=== Stored data ===
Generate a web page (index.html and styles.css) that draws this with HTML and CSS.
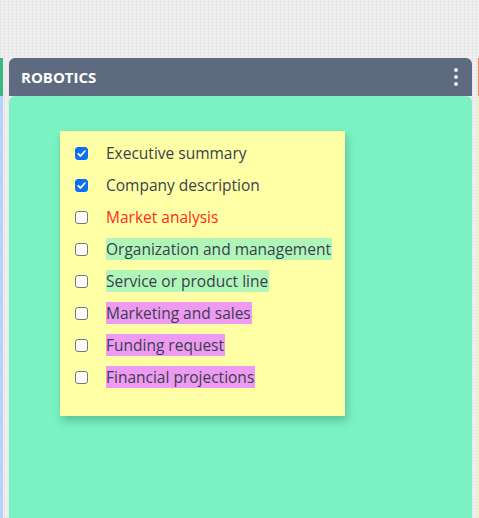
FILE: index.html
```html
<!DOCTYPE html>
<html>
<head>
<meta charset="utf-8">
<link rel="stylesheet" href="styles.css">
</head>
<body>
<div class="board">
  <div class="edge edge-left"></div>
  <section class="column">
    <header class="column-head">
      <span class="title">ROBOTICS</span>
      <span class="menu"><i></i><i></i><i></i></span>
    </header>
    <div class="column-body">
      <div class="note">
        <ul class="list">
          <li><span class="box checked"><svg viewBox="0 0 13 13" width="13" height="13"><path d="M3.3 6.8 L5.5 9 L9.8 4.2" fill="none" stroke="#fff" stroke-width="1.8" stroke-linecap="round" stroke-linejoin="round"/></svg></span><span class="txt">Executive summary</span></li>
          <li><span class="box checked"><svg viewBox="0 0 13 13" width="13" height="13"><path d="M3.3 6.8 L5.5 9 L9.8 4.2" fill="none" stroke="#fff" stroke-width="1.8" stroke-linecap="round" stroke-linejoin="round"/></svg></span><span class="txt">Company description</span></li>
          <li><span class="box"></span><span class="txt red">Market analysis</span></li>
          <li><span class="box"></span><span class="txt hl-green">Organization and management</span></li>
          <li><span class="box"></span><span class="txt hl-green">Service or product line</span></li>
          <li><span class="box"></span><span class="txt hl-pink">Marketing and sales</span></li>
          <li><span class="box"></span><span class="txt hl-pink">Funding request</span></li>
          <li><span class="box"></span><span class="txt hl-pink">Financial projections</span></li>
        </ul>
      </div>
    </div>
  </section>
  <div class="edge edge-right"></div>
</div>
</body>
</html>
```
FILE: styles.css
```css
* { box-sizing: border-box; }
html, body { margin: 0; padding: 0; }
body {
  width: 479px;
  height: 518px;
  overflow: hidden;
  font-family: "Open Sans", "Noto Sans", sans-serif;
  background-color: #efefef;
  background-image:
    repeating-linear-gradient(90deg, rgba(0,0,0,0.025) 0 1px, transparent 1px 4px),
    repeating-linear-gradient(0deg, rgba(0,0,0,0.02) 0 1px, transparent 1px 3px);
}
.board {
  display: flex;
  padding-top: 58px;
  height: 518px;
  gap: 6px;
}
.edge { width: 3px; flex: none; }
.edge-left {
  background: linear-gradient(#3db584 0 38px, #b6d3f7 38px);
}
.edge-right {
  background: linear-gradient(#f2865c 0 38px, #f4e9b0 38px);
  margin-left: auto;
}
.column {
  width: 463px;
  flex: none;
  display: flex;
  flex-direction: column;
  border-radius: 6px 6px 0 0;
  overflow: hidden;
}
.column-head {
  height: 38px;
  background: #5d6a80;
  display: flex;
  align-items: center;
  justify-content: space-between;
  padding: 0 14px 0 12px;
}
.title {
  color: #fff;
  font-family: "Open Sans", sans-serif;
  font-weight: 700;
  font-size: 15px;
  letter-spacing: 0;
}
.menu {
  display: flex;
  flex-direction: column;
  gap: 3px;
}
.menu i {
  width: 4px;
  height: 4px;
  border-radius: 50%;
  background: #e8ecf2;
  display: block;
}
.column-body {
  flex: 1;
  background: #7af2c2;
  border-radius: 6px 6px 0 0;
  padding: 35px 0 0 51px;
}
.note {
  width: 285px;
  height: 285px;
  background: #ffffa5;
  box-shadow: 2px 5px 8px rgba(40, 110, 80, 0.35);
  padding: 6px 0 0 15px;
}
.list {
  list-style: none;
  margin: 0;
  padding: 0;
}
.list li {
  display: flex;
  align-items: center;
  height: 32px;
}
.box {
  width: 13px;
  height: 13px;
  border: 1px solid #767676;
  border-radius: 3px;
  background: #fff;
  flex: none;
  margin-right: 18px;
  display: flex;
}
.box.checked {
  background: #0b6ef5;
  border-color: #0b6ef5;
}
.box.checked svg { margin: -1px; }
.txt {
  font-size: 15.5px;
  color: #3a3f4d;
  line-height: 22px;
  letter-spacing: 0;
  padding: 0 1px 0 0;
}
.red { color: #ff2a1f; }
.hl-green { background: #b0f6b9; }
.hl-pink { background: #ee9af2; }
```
===
In your copy of the listing above, reproduce each line exactly and omit all pictures.

Generate a web page (index.html and styles.css) that draws this with HTML and CSS.
FILE: index.html
```html
<!DOCTYPE html>
<html>
<head>
<meta charset="utf-8">
<link rel="stylesheet" href="styles.css">
</head>
<body>
<div class="board">
  <div class="edge edge-left"></div>
  <section class="column">
    <header class="column-head">
      <span class="title">ROBOTICS</span>
      <span class="menu"><i></i><i></i><i></i></span>
    </header>
    <div class="column-body">
      <div class="note">
        <ul class="list">
          <li><span class="box checked"><svg viewBox="0 0 13 13" width="13" height="13"><path d="M3.3 6.8 L5.5 9 L9.8 4.2" fill="none" stroke="#fff" stroke-width="1.8" stroke-linecap="round" stroke-linejoin="round"/></svg></span><span class="txt">Executive summary</span></li>
          <li><span class="box checked"><svg viewBox="0 0 13 13" width="13" height="13"><path d="M3.3 6.8 L5.5 9 L9.8 4.2" fill="none" stroke="#fff" stroke-width="1.8" stroke-linecap="round" stroke-linejoin="round"/></svg></span><span class="txt">Company description</span></li>
          <li><span class="box"></span><span class="txt red">Market analysis</span></li>
          <li><span class="box"></span><span class="txt hl-green">Organization and management</span></li>
          <li><span class="box"></span><span class="txt hl-green">Service or product line</span></li>
          <li><span class="box"></span><span class="txt hl-pink">Marketing and sales</span></li>
          <li><span class="box"></span><span class="txt hl-pink">Funding request</span></li>
          <li><span class="box"></span><span class="txt hl-pink">Financial projections</span></li>
        </ul>
      </div>
    </div>
  </section>
  <div class="edge edge-right"></div>
</div>
</body>
</html>
```
FILE: styles.css
```css
* { box-sizing: border-box; }
html, body { margin: 0; padding: 0; }
body {
  width: 479px;
  height: 518px;
  overflow: hidden;
  font-family: "Open Sans", "Noto Sans", sans-serif;
  background-color: #efefef;
  background-image:
    repeating-linear-gradient(90deg, rgba(0,0,0,0.025) 0 1px, transparent 1px 4px),
    repeating-linear-gradient(0deg, rgba(0,0,0,0.02) 0 1px, transparent 1px 3px);
}
.board {
  display: flex;
  padding-top: 58px;
  height: 518px;
  gap: 6px;
}
.edge { width: 3px; flex: none; }
.edge-left {
  background: linear-gradient(#3db584 0 38px, #b6d3f7 38px);
}
.edge-right {
  background: linear-gradient(#f2865c 0 38px, #f4e9b0 38px);
  margin-left: auto;
}
.column {
  width: 463px;
  flex: none;
  display: flex;
  flex-direction: column;
  border-radius: 6px 6px 0 0;
  overflow: hidden;
}
.column-head {
  height: 38px;
  background: #5d6a80;
  display: flex;
  align-items: center;
  justify-content: space-between;
  padding: 0 14px 0 12px;
}
.title {
  color: #fff;
  font-family: "Open Sans", sans-serif;
  font-weight: 700;
  font-size: 15px;
  letter-spacing: 0;
}
.menu {
  display: flex;
  flex-direction: column;
  gap: 3px;
}
.menu i {
  width: 4px;
  height: 4px;
  border-radius: 50%;
  background: #e8ecf2;
  display: block;
}
.column-body {
  flex: 1;
  background: #7af2c2;
  border-radius: 6px 6px 0 0;
  padding: 35px 0 0 51px;
}
.note {
  width: 285px;
  height: 285px;
  background: #ffffa5;
  box-shadow: 2px 5px 8px rgba(40, 110, 80, 0.35);
  padding: 6px 0 0 15px;
}
.list {
  list-style: none;
  margin: 0;
  padding: 0;
}
.list li {
  display: flex;
  align-items: center;
  height: 32px;
}
.box {
  width: 13px;
  height: 13px;
  border: 1px solid #767676;
  border-radius: 3px;
  background: #fff;
  flex: none;
  margin-right: 18px;
  display: flex;
}
.box.checked {
  background: #0b6ef5;
  border-color: #0b6ef5;
}
.box.checked svg { margin: -1px; }
.txt {
  font-size: 15.5px;
  color: #3a3f4d;
  line-height: 22px;
  letter-spacing: 0;
  padding: 0 1px 0 0;
}
.red { color: #ff2a1f; }
.hl-green { background: #b0f6b9; }
.hl-pink { background: #ee9af2; }
```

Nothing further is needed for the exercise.